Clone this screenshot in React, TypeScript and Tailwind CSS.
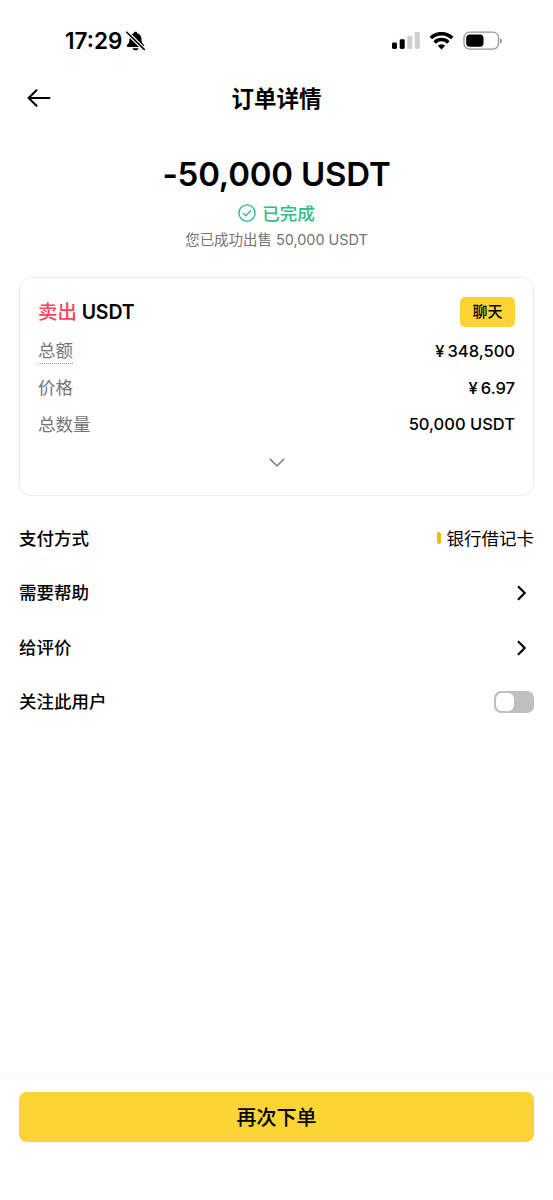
import { useState } from 'react'

const details = [
  { label: '总额', value: '348,500', currency: true, hint: true },
  { label: '价格', value: '6.97', currency: true, hint: false },
  { label: '总数量', value: '50,000 USDT', currency: false, hint: false },
]

function StatusBar() {
  return (
    <div className="flex h-[82px] items-center justify-between pl-[65px] pr-[50px]">
      <div className="flex items-center gap-1">
        <span className="text-[22.5px] font-semibold leading-none">17:29</span>
        <svg className="h-5 w-[19px]" viewBox="0 0 19 20">
          <path
            d="M9.5.8c-1.1 0-1.8.7-1.9 1.5C4.9 3.2 3.5 5.4 3.5 8.2c0 3.3-.9 4.1-2.3 5.600-.9 1-.4 2.200.8 2.200h15c1.200 0 1.700-1.200.8-2.200-1.400-1.500-2.300-2.300-2.300-5.600 0-2.800-1.400-5-4.100-5.900C11.300 1.500 10.600.8 9.500.8zM6.500 17.200h6c-.3 1.300-1.500 2.100-3 2.100s-2.700-.8-3-2.100z"
            fill="black"
          />
          <path d="M.6 1 18.400 18.600" stroke="#fefefe" strokeWidth="4" />
          <path d="M.8 1.200 18.200 18.400" stroke="black" strokeWidth="1.6" strokeLinecap="round" />
        </svg>
      </div>

      <div className="flex items-center">
        <svg className="h-[18px] w-[28px]" viewBox="0 0 28 18">
          <rect x="0" y="10.5" width="5" height="6.5" rx="1.4" fill="black" />
          <rect x="7.7" y="7.3" width="5" height="9.7" rx="1.4" fill="black" />
          <rect x="15.3" y="3.8" width="5" height="13.2" rx="1.4" fill="#cfcfcf" />
          <rect x="22.8" y="0" width="5" height="17" rx="1.4" fill="#cfcfcf" />
        </svg>
        <svg className="ml-[9px] h-[18px] w-[25px]" viewBox="0 0 25 18" fill="none" stroke="black" strokeWidth="3.5">
          <path d="M1.8 6a15.400 15.400 0 0 1 21.400 0" />
          <path d="M5.7 10.400a9.700 9.700 0 0 1 13.600 0" />
          <path d="M12.5 17.400 8.800 13.700a5.300 5.300 0 0 1 7.400 0z" fill="black" stroke="none" />
        </svg>
        <svg className="ml-[9px] h-5 w-10" viewBox="0 0 40 20">
          <rect x="1" y="1.2" width="34.5" height="17" rx="5.6" fill="none" stroke="#979797" strokeWidth="1.3" />
          <rect x="3.2" y="3.6" width="17.3" height="12.2" rx="3.6" fill="black" />
          <path d="M37 7.200c1.300.4 2 1.400 2 2.700s-.7 2.300-2 2.700z" fill="#979797" />
        </svg>
      </div>
    </div>
  )
}

function ArrowRight() {
  return (
    <svg className="mr-2 h-4 w-[9px]" viewBox="0 0 9 16" fill="none" stroke="black" strokeWidth="2.1">
      <path d="m1 1.200 6.700 6.800L1 14.800" />
    </svg>
  )
}

function Toggle() {
  const [on, setOn] = useState(false)

  return (
    <button
      onClick={() => setOn(!on)}
      className={`flex h-[22px] w-10 items-center rounded-[7px] px-[2px] ${on ? 'justify-end bg-[#fcd535]' : 'justify-start bg-[#bfbfbf]'}`}
    >
      <span className="h-[18px] w-[18px] rounded-[6px] bg-white" />
    </button>
  )
}

export default function App() {
  return (
    <div className="flex h-[1200px] w-full flex-col bg-[#fefefe] font-['Inter','Noto_Sans_CJK_SC',sans-serif] text-black">
      <StatusBar />

      {/* Header */}
      <header className="grid h-8 grid-cols-3 items-center px-[27px]">
        <svg className="h-[18px] w-6" viewBox="0 0 24 18" fill="none" stroke="black" strokeWidth="2" strokeLinecap="round">
          <path d="M22.500 9H1.800M9.500 1.200 1.600 9l7.900 7.800" />
        </svg>
        <h1 className="pt-[2px] text-center text-[22.5px] font-semibold leading-[30px]">订单详情</h1>
      </header>

      {/* Amount */}
      <section className="mt-[37px] flex flex-col items-center">
        <div className="text-[33px] font-semibold leading-[46px] tracking-[-0.2px]">-50,000 USDT</div>
        <div className="mt-1 flex h-6 items-center gap-[6px] text-[17.5px] leading-[22px] text-[#2ebd85]">
          <svg className="h-[18px] w-[18px]" viewBox="0 0 18 18" fill="none" stroke="#2ebd85" strokeWidth="1.4">
            <circle cx="9" cy="9" r="8.1" />
            <path d="m5.200 9.200 2.700 2.600 5-5.200" />
          </svg>
          <span className="pt-px font-medium">已完成</span>
        </div>
        <div className="mt-1 pt-px text-[14.5px] leading-5 tracking-[-0.05px] text-[#757575]">您已成功出售 50,000 USDT</div>
      </section>

      {/* Order card */}
      <section className="mx-[19px] mt-[27px] h-[219px] rounded-xl border border-[#ebebeb] px-[18px] pt-[18px]">
        <div className="flex h-[31px] items-center justify-between">
          <h2 className="pt-[2px] text-[19.5px] font-semibold leading-none tracking-[-0.1px]">
            <span className="font-medium text-[#f6465d]">卖出</span> USDT
          </h2>
          <button className="h-[30px] w-[55px] rounded-[5px] bg-[#fcd535] pt-[2px] text-[15px] font-medium">聊天</button>
        </div>
        <div className="mt-[6px]">
          {details.map((row) => (
            <div key={row.label} className="flex h-[36.5px] items-center justify-between">
              <span
                className={`text-[17.5px] leading-[24px] text-[#757575] ${row.hint ? 'border-b border-dotted border-[#9a9a9a] pt-px' : 'pt-px'}`}
              >
                {row.label}
              </span>
              <span className="flex gap-[3px] pt-px text-[16.5px] font-medium">
                {row.currency && <span>¥</span>}
                <span>{row.value}</span>
              </span>
            </div>
          ))}
        </div>
        <svg className="mx-auto mt-[15px] h-[9px] w-4" viewBox="0 0 16 9" fill="none" stroke="#8a8a8a" strokeWidth="1.7">
          <path d="m.8.9 7.200 6.900L15.200.9" />
        </svg>
      </section>

      {/* Options */}
      <section className="mt-[15px] px-[19px] text-[17.5px]">
        <div className="flex h-[54.7px] items-center justify-between">
          <span className="pt-px font-medium">支付方式</span>
          <span className="flex items-center gap-[6px]">
            <i className="h-3 w-1 rounded-full bg-[#f0b90b]" />
            <span className="pt-px">银行借记卡</span>
          </span>
        </div>
        <div className="flex h-[54.7px] items-center justify-between">
          <span className="font-medium">需要帮助</span>
          <ArrowRight />
        </div>
        <div className="flex h-[54.7px] items-center justify-between">
          <span className="pt-px font-medium">给评价</span>
          <ArrowRight />
        </div>
        <div className="flex h-[54.7px] items-center justify-between">
          <span className="font-medium">关注此用户</span>
          <Toggle />
        </div>
      </section>

      {/* Footer */}
      <footer className="mt-auto h-[124px] border-t border-[#f5f5f5] px-[19px] pt-[15px]">
        <button className="h-[50px] w-full rounded-lg bg-[#fcd535] pt-[2px] text-[20px] font-medium">再次下单</button>
      </footer>
    </div>
  )
}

Direction -
Produce an exact copy of each line of data, skipping embedded images.

Solution for this task -
Clone this screenshot in React, TypeScript and Tailwind CSS.
import { useState } from 'react'

const details = [
  { label: '总额', value: '348,500', currency: true, hint: true },
  { label: '价格', value: '6.97', currency: true, hint: false },
  { label: '总数量', value: '50,000 USDT', currency: false, hint: false },
]

function StatusBar() {
  return (
    <div className="flex h-[82px] items-center justify-between pl-[65px] pr-[50px]">
      <div className="flex items-center gap-1">
        <span className="text-[22.5px] font-semibold leading-none">17:29</span>
        <svg className="h-5 w-[19px]" viewBox="0 0 19 20">
          <path
            d="M9.5.8c-1.1 0-1.8.7-1.9 1.5C4.9 3.2 3.5 5.4 3.5 8.2c0 3.3-.9 4.1-2.3 5.600-.9 1-.4 2.200.8 2.200h15c1.200 0 1.700-1.200.8-2.200-1.400-1.500-2.300-2.300-2.300-5.600 0-2.800-1.400-5-4.100-5.900C11.300 1.500 10.600.8 9.500.8zM6.500 17.200h6c-.3 1.300-1.500 2.100-3 2.100s-2.700-.8-3-2.100z"
            fill="black"
          />
          <path d="M.6 1 18.400 18.600" stroke="#fefefe" strokeWidth="4" />
          <path d="M.8 1.200 18.200 18.400" stroke="black" strokeWidth="1.6" strokeLinecap="round" />
        </svg>
      </div>

      <div className="flex items-center">
        <svg className="h-[18px] w-[28px]" viewBox="0 0 28 18">
          <rect x="0" y="10.5" width="5" height="6.5" rx="1.4" fill="black" />
          <rect x="7.7" y="7.3" width="5" height="9.7" rx="1.4" fill="black" />
          <rect x="15.3" y="3.8" width="5" height="13.2" rx="1.4" fill="#cfcfcf" />
          <rect x="22.8" y="0" width="5" height="17" rx="1.4" fill="#cfcfcf" />
        </svg>
        <svg className="ml-[9px] h-[18px] w-[25px]" viewBox="0 0 25 18" fill="none" stroke="black" strokeWidth="3.5">
          <path d="M1.8 6a15.400 15.400 0 0 1 21.400 0" />
          <path d="M5.7 10.400a9.700 9.700 0 0 1 13.600 0" />
          <path d="M12.5 17.400 8.800 13.700a5.300 5.300 0 0 1 7.400 0z" fill="black" stroke="none" />
        </svg>
        <svg className="ml-[9px] h-5 w-10" viewBox="0 0 40 20">
          <rect x="1" y="1.2" width="34.5" height="17" rx="5.6" fill="none" stroke="#979797" strokeWidth="1.3" />
          <rect x="3.2" y="3.6" width="17.3" height="12.2" rx="3.6" fill="black" />
          <path d="M37 7.200c1.300.4 2 1.400 2 2.700s-.7 2.300-2 2.700z" fill="#979797" />
        </svg>
      </div>
    </div>
  )
}

function ArrowRight() {
  return (
    <svg className="mr-2 h-4 w-[9px]" viewBox="0 0 9 16" fill="none" stroke="black" strokeWidth="2.1">
      <path d="m1 1.200 6.700 6.800L1 14.800" />
    </svg>
  )
}

function Toggle() {
  const [on, setOn] = useState(false)

  return (
    <button
      onClick={() => setOn(!on)}
      className={`flex h-[22px] w-10 items-center rounded-[7px] px-[2px] ${on ? 'justify-end bg-[#fcd535]' : 'justify-start bg-[#bfbfbf]'}`}
    >
      <span className="h-[18px] w-[18px] rounded-[6px] bg-white" />
    </button>
  )
}

export default function App() {
  return (
    <div className="flex h-[1200px] w-full flex-col bg-[#fefefe] font-['Inter','Noto_Sans_CJK_SC',sans-serif] text-black">
      <StatusBar />

      {/* Header */}
      <header className="grid h-8 grid-cols-3 items-center px-[27px]">
        <svg className="h-[18px] w-6" viewBox="0 0 24 18" fill="none" stroke="black" strokeWidth="2" strokeLinecap="round">
          <path d="M22.500 9H1.800M9.500 1.200 1.600 9l7.900 7.800" />
        </svg>
        <h1 className="pt-[2px] text-center text-[22.5px] font-semibold leading-[30px]">订单详情</h1>
      </header>

      {/* Amount */}
      <section className="mt-[37px] flex flex-col items-center">
        <div className="text-[33px] font-semibold leading-[46px] tracking-[-0.2px]">-50,000 USDT</div>
        <div className="mt-1 flex h-6 items-center gap-[6px] text-[17.5px] leading-[22px] text-[#2ebd85]">
          <svg className="h-[18px] w-[18px]" viewBox="0 0 18 18" fill="none" stroke="#2ebd85" strokeWidth="1.4">
            <circle cx="9" cy="9" r="8.1" />
            <path d="m5.200 9.200 2.700 2.600 5-5.200" />
          </svg>
          <span className="pt-px font-medium">已完成</span>
        </div>
        <div className="mt-1 pt-px text-[14.5px] leading-5 tracking-[-0.05px] text-[#757575]">您已成功出售 50,000 USDT</div>
      </section>

      {/* Order card */}
      <section className="mx-[19px] mt-[27px] h-[219px] rounded-xl border border-[#ebebeb] px-[18px] pt-[18px]">
        <div className="flex h-[31px] items-center justify-between">
          <h2 className="pt-[2px] text-[19.5px] font-semibold leading-none tracking-[-0.1px]">
            <span className="font-medium text-[#f6465d]">卖出</span> USDT
          </h2>
          <button className="h-[30px] w-[55px] rounded-[5px] bg-[#fcd535] pt-[2px] text-[15px] font-medium">聊天</button>
        </div>
        <div className="mt-[6px]">
          {details.map((row) => (
            <div key={row.label} className="flex h-[36.5px] items-center justify-between">
              <span
                className={`text-[17.5px] leading-[24px] text-[#757575] ${row.hint ? 'border-b border-dotted border-[#9a9a9a] pt-px' : 'pt-px'}`}
              >
                {row.label}
              </span>
              <span className="flex gap-[3px] pt-px text-[16.5px] font-medium">
                {row.currency && <span>¥</span>}
                <span>{row.value}</span>
              </span>
            </div>
          ))}
        </div>
        <svg className="mx-auto mt-[15px] h-[9px] w-4" viewBox="0 0 16 9" fill="none" stroke="#8a8a8a" strokeWidth="1.7">
          <path d="m.8.9 7.200 6.900L15.200.9" />
        </svg>
      </section>

      {/* Options */}
      <section className="mt-[15px] px-[19px] text-[17.5px]">
        <div className="flex h-[54.7px] items-center justify-between">
          <span className="pt-px font-medium">支付方式</span>
          <span className="flex items-center gap-[6px]">
            <i className="h-3 w-1 rounded-full bg-[#f0b90b]" />
            <span className="pt-px">银行借记卡</span>
          </span>
        </div>
        <div className="flex h-[54.7px] items-center justify-between">
          <span className="font-medium">需要帮助</span>
          <ArrowRight />
        </div>
        <div className="flex h-[54.7px] items-center justify-between">
          <span className="pt-px font-medium">给评价</span>
          <ArrowRight />
        </div>
        <div className="flex h-[54.7px] items-center justify-between">
          <span className="font-medium">关注此用户</span>
          <Toggle />
        </div>
      </section>

      {/* Footer */}
      <footer className="mt-auto h-[124px] border-t border-[#f5f5f5] px-[19px] pt-[15px]">
        <button className="h-[50px] w-full rounded-lg bg-[#fcd535] pt-[2px] text-[20px] font-medium">再次下单</button>
      </footer>
    </div>
  )
}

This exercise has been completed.